Staff and agencies 

FO may vet scientists in bioterror crackdown

Scientists and research students working with dangerous biological agents may in future have to undergo vetting to prevent terrorists acquiring weapons of mass destruction, Foreign Office officials revealed today.
  
  


Scientists and research students working with dangerous biological agents may in future have to undergo vetting to prevent terrorists acquiring weapons of mass destruction, Foreign Office officials revealed today.

Patrick Lamb, the deputy head of the Foreign Office non-proliferation department, said the large number of researchers - many from overseas - working in British laboratories on potentially lethal germ agents was a "major problem".

The head of the department, Tim Dowse, said in evidence to the Commons foreign affairs select committee that a system had already been set up for universities and other institutions to notify the Foreign Office of any students from "countries of concern" who registered for particular scientific courses.

This system was put in place after the discovery that the head of the Iraqi biological weapons programme, Rihab Taha, had studied for a doctorate on plant pathogens at the University of East Anglia in Norwich in the 1980s.

But Mr Dowse acknowledged that the system was only voluntary and that not all institutions had signed up for it.

"It is not universal," he told the committee.

"We encourage institutions to let us know if they receive an application from a country of concern to a course of concern."

Mr Lamb accepted that there might now be a case for strengthening the controls with the introduction of some form of vetting of individual students.

"We recognise this is a major problem," he said. "Perhaps we need to consider actual vetting to make sure the individuals don't use the information they acquire."

In the past universities have resisted such controls on the grounds that they would encroach on academic freedom.

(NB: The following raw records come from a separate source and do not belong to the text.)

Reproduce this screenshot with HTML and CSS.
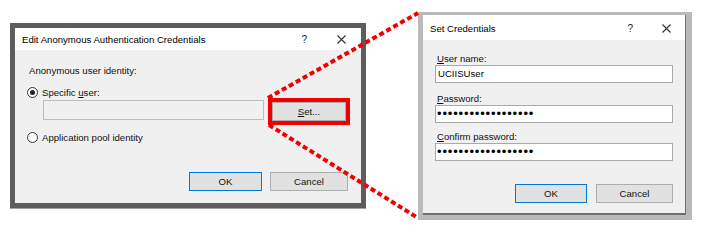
FILE: index.html
```html
<!DOCTYPE html>
<html>
<head>
<meta charset="utf-8">
<link rel="stylesheet" href="styles.css">
</head>
<body>
<div class="stage">
  <div class="dlg-a">
    <div class="titlebar ta">
      <span class="ttext">Edit Anonymous Authentication Credentials</span>
      <span class="tools"><span class="help">?</span><svg class="xico" width="9" height="9" viewBox="0 0 9 9"><path d="M0.5 0.5L8.5 8.5M8.5 0.5L0.5 8.5" stroke="#333" stroke-width="1.1"/></svg></span>
    </div>
    <div class="body-a">
      <div class="lbl">Anonymous user identity:</div>
      <div class="radio-row r1"><span class="radio on"></span><span>Specific <u>u</u>ser:</span></div>
      <div class="user-row">
        <div class="tb dis"></div>
        <div class="hilite"><div class="btn set"><u>S</u>et...</div></div>
      </div>
      <div class="radio-row r2"><span class="radio"></span><span>Application pool identity</span></div>
      <div class="btns btns-a">
        <div class="btn ok w73">OK</div>
        <div class="btn w78">Cancel</div>
      </div>
    </div>
  </div>
  <div class="dlg-b">
    <div class="win">
      <div class="titlebar tb2">
        <span class="ttext">Set Credentials</span>
        <span class="tools"><span class="help">?</span><svg class="xico" width="9" height="9" viewBox="0 0 9 9"><path d="M0.5 0.5L8.5 8.5M8.5 0.5L0.5 8.5" stroke="#333" stroke-width="1.1"/></svg></span>
      </div>
      <div class="body-b">
        <div class="grp g1">
          <div class="flbl"><u>U</u>ser name:</div>
          <div class="tb wide">UCIISUser</div>
        </div>
        <div class="grp g2">
          <div class="flbl"><u>P</u>assword:</div>
          <div class="tb wide pw">••••••••••••••••••</div>
        </div>
        <div class="grp g3">
          <div class="flbl"><u>C</u>onfirm password:</div>
          <div class="tb wide pw">••••••••••••••••••</div>
        </div>
        <div class="btns btns-b">
          <div class="btn ok w72">OK</div>
          <div class="btn w77">Cancel</div>
        </div>
      </div>
    </div>
  </div>
</div>
<svg class="callout" width="702" height="235" viewBox="0 0 702 235">
  <line x1="268" y1="98" x2="418" y2="13" stroke="#f00000" stroke-width="4" stroke-dasharray="5 3"/>
  <line x1="269" y1="125" x2="418" y2="218" stroke="#f00000" stroke-width="4" stroke-dasharray="5 3"/>
</svg>
</body>
</html>
```
FILE: styles.css
```css
html, body {
  margin: 0;
  padding: 0;
  background: #ffffff;
}
body {
  position: relative;
  width: 702px;
  height: 235px;
  overflow: hidden;
  font-family: "Liberation Sans", Arial, sans-serif;
  font-size: 9.6px;
  color: #111;
}
.stage {
  display: flex;
  align-items: flex-start;
  padding-left: 10px;
  gap: 52px;
}
.dlg-a {
  margin-top: 23px;
  width: 356px;
  height: 185px;
  box-sizing: border-box;
  border: 5px solid #5d5d5d;
  box-shadow: 0 1px 0 #a0a0a0;
  display: flex;
  flex-direction: column;
  background: #f0f0f0;
}
.titlebar {
  background: #ffffff;
  display: flex;
  align-items: center;
  justify-content: space-between;
  color: #000;
}
.ta {
  height: 22px;
  padding: 1px 15px 0 7px;
  box-sizing: border-box;
}
.tools {
  display: flex;
  align-items: center;
}
.help {
  font-size: 10px;
  color: #222;
}
.ta .tools { gap: 30px; }
.xico { display: block; }
.body-a {
  flex: 1;
  display: flex;
  flex-direction: column;
  padding-left: 12px;
}
.lbl {
  margin-top: 15px;
  margin-left: 2px;
  line-height: 12px;
}
.radio-row {
  display: flex;
  align-items: center;
  gap: 4px;
  height: 12px;
}
.r1 { margin-top: 9px; }
.r2 { margin-top: 6px; }
.radio {
  width: 11px;
  height: 11px;
  box-sizing: border-box;
  border: 1px solid #333;
  border-radius: 50%;
  background: #fff;
  display: flex;
  align-items: center;
  justify-content: center;
}
.radio.on::after {
  content: "";
  width: 5px;
  height: 5px;
  border-radius: 50%;
  background: #222;
}
.user-row {
  display: flex;
  align-items: flex-start;
  padding-left: 16px;
  gap: 4px;
}
.tb {
  box-sizing: border-box;
  border: 1px solid #a9a9a9;
  background: #fff;
  height: 18px;
  line-height: 16px;
  padding-left: 2px;
  color: #000;
}
.tb.dis {
  margin-top: 2px;
  width: 221px;
  height: 20px;
  background: #f0f0f0;
  border-color: #bdbdbd;
}
.hilite {
  border: 4px solid #f00000;
  width: 82px;
  height: 27px;
  box-sizing: border-box;
}
.btn {
  box-sizing: border-box;
  background: #e1e1e1;
  border: 1px solid #adadad;
  display: flex;
  align-items: center;
  justify-content: center;
  height: 19px;
  color: #111;
}
.btn.set {
  width: 74px;
  height: 19px;
}
.btn.ok {
  border-color: #0078d7;
}
.btns {
  display: flex;
  justify-content: flex-end;
}
.btns-a {
  margin-top: 29px;
  padding-right: 13px;
  gap: 8px;
}
.w73 { width: 73px; }
.w78 { width: 78px; }
.w72 { width: 72px; }
.w77 { width: 77px; }

.dlg-b {
  margin-top: 12px;
  width: 274px;
  height: 208px;
  box-sizing: border-box;
  background: #bababa;
  padding: 3px 6px 5px 5px;
}
.win {
  height: 100%;
  box-sizing: border-box;
  border-right: 1px solid #6e6e6e;
  border-bottom: 2px solid #6e6e6e;
  background: #f0f0f0;
  display: flex;
  flex-direction: column;
}
.tb2 {
  height: 25px;
  padding: 1px 14px 0 7px;
  box-sizing: border-box;
}
.tb2 .tools { gap: 29px; }
.body-b {
  flex: 1;
  display: flex;
  flex-direction: column;
  padding-left: 12px;
  padding-right: 12px;
}
.grp.g1 { margin-top: 12px; }
.grp.g2 { margin-top: 9px; }
.grp.g3 { margin-top: 7px; }
.flbl {
  height: 13px;
  line-height: 13px;
  padding-left: 2px;
}
.tb.wide {
  width: 238px;
}
.tb.pw {
  font-size: 13px;
  letter-spacing: 0.85px;
  color: #000;
  padding-left: 1px;
}
.btns-b {
  margin-top: 23px;
  gap: 9px;
}
.callout {
  position: absolute;
  left: 0;
  top: 0;
  pointer-events: none;
}
```
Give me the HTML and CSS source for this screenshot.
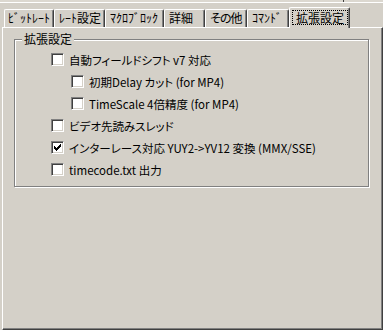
FILE: index.html
```html
<!DOCTYPE html>
<html lang="ja">
<head>
    <meta charset="UTF-8">
    <title>拡張設定</title>
    <link rel="stylesheet" href="styles.css">
</head>
<body>
    <div class="top-edge"><span class="top-left"></span></div>

    <!-- Tabs -->
    <div class="tabs">
        <div class="tab t1">ﾋﾞｯﾄﾚｰﾄ</div>
        <div class="tab t2">ﾚｰﾄ設定</div>
        <div class="tab t3">ﾏｸﾛﾌﾞﾛｯｸ</div>
        <div class="tab t4">詳細</div>
        <div class="tab t5">その他</div>
        <div class="tab t6">ｺﾏﾝﾄﾞ</div>
        <div class="tab active"><span class="focus">拡張設定</span></div>
    </div>

    <!-- Page -->
    <div class="panel">
        <div class="group">
            <span class="legend">拡張設定</span>
            <div class="row"><span class="box"></span>自動フィールドシフト v7 対応</div>
            <div class="row sub"><span class="box"></span>初期Delay カット (for MP4)</div>
            <div class="row sub"><span class="box"></span>TimeScale 4倍精度 (for MP4)</div>
            <div class="row"><span class="box"></span>ビデオ先読みスレッド</div>
            <div class="row"><span class="box checked"><svg width="7" height="7" viewBox="0 0 7 7"><path d="M6 0h1v1h-1z M5 1h2v1h-2z M0 2h1v1h-1z M4 2h3v1h-3z M0 3h2v1h-2z M3 3h3v1h-3z M0 4h5v1h-5z M1 5h3v1h-3z M2 6h1v1h-1z" fill="#000"/></svg></span>インターレース対応 YUY2-&gt;YV12 変換 (MMX/SSE)</div>
            <div class="row"><span class="box"></span>timecode.txt 出力</div>
        </div>
    </div>
</body>
</html>
```

FILE: styles.css
```css
body {
    margin: 0;
    width: 383px;
    height: 330px;
    overflow: hidden;
    background-color: #d4d0c8;
    font-family: "Noto Sans CJK JP", sans-serif;
    font-size: 11.5px;
    font-feature-settings: "palt";
    color: #000;
}
.top-edge {
    display: flex;
    height: 2px;
    border-bottom: 1px solid #ffffff;
    background-color: #dcd8d0;
}
.top-left {
    width: 343px;
    border-right: 1px solid #404040;
}
.tabs {
    display: flex;
    align-items: flex-end;
    height: 24px;
    padding-left: 4px;
}
.tab {
    box-sizing: border-box;
    height: 18px;
    padding-left: 4px;
    border-top: 1px solid #ffffff;
    border-left: 1px solid #ffffff;
    border-right: 1px solid #404040;
    border-top-left-radius: 2px;
    border-top-right-radius: 2px;
    box-shadow: inset -1px 0 0 #808080;
    line-height: 15px;
    font-size: 12px;
    white-space: nowrap;
}
.t1 { width: 50px; padding-left: 3px; }
.t2 { width: 51px; }
.t3 { width: 59px; }
.t4 { width: 41px; }
.t5 { width: 42px; letter-spacing: -1px; }
.t6 { width: 42px; }
.active {
    width: 61px;
    height: 21px;
    margin-bottom: -1px;
    position: relative;
    z-index: 2;
    background-color: #d4d0c8;
    padding: 2px 0 0 3px;
}
.focus {
    display: inline-block;
    padding: 0 3px;
    line-height: 13px;
    outline: 1px dotted #000;
}
.panel {
    box-sizing: border-box;
    margin-left: 2px;
    width: 381px;
    height: 303px;
    border-top: 1px solid #ffffff;
    border-left: 1px solid #ffffff;
    border-right: 1px solid #404040;
    border-bottom: 1px solid #404040;
    box-shadow: inset -1px -1px 0 #808080;
    padding: 11px 0 0 11px;
}
.group {
    position: relative;
    box-sizing: border-box;
    width: 355px;
    height: 148px;
    border: 1px solid #808080;
    box-shadow: 1px 1px 0 #ffffff, inset 1px 1px 0 #ffffff;
    padding: 13px 0 0 36px;
}
.legend {
    position: absolute;
    left: 7px;
    top: -8px;
    padding: 0 2px;
    font-size: 12px;
    line-height: 14px;
    background-color: #d4d0c8;
}
.row {
    display: flex;
    align-items: center;
    height: 13px;
    margin-bottom: 9px;
    white-space: nowrap;
}
.row.sub {
    margin-left: 20px;
}
.box {
    box-sizing: border-box;
    flex: none;
    width: 13px;
    height: 13px;
    margin-right: 5px;
    background-color: #ffffff;
    border-top: 1px solid #808080;
    border-left: 1px solid #808080;
    border-bottom: 1px solid #ffffff;
    border-right: 1px solid #ffffff;
    box-shadow: inset 1px 1px 0 #404040, inset -1px -1px 0 #d4d0c8;
    padding: 2px 0 0 2px;
}
.box svg {
    display: block;
    shape-rendering: crispEdges;
}
```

Mr Dowse told the committee that the Foreign Office had no evidence that any terrorist group, such as Osama bin Laden's al-Qaida network, had succeeded in their attempts to acquire chemical or biological weapons.

"There are certainly terrorist groups that are interested in acquiring chemical or biological weapons. There are terrorist groups, including al-Qaida, that have taken active steps to acquire them," he said.

"We have no evidence at this moment that they have succeeded."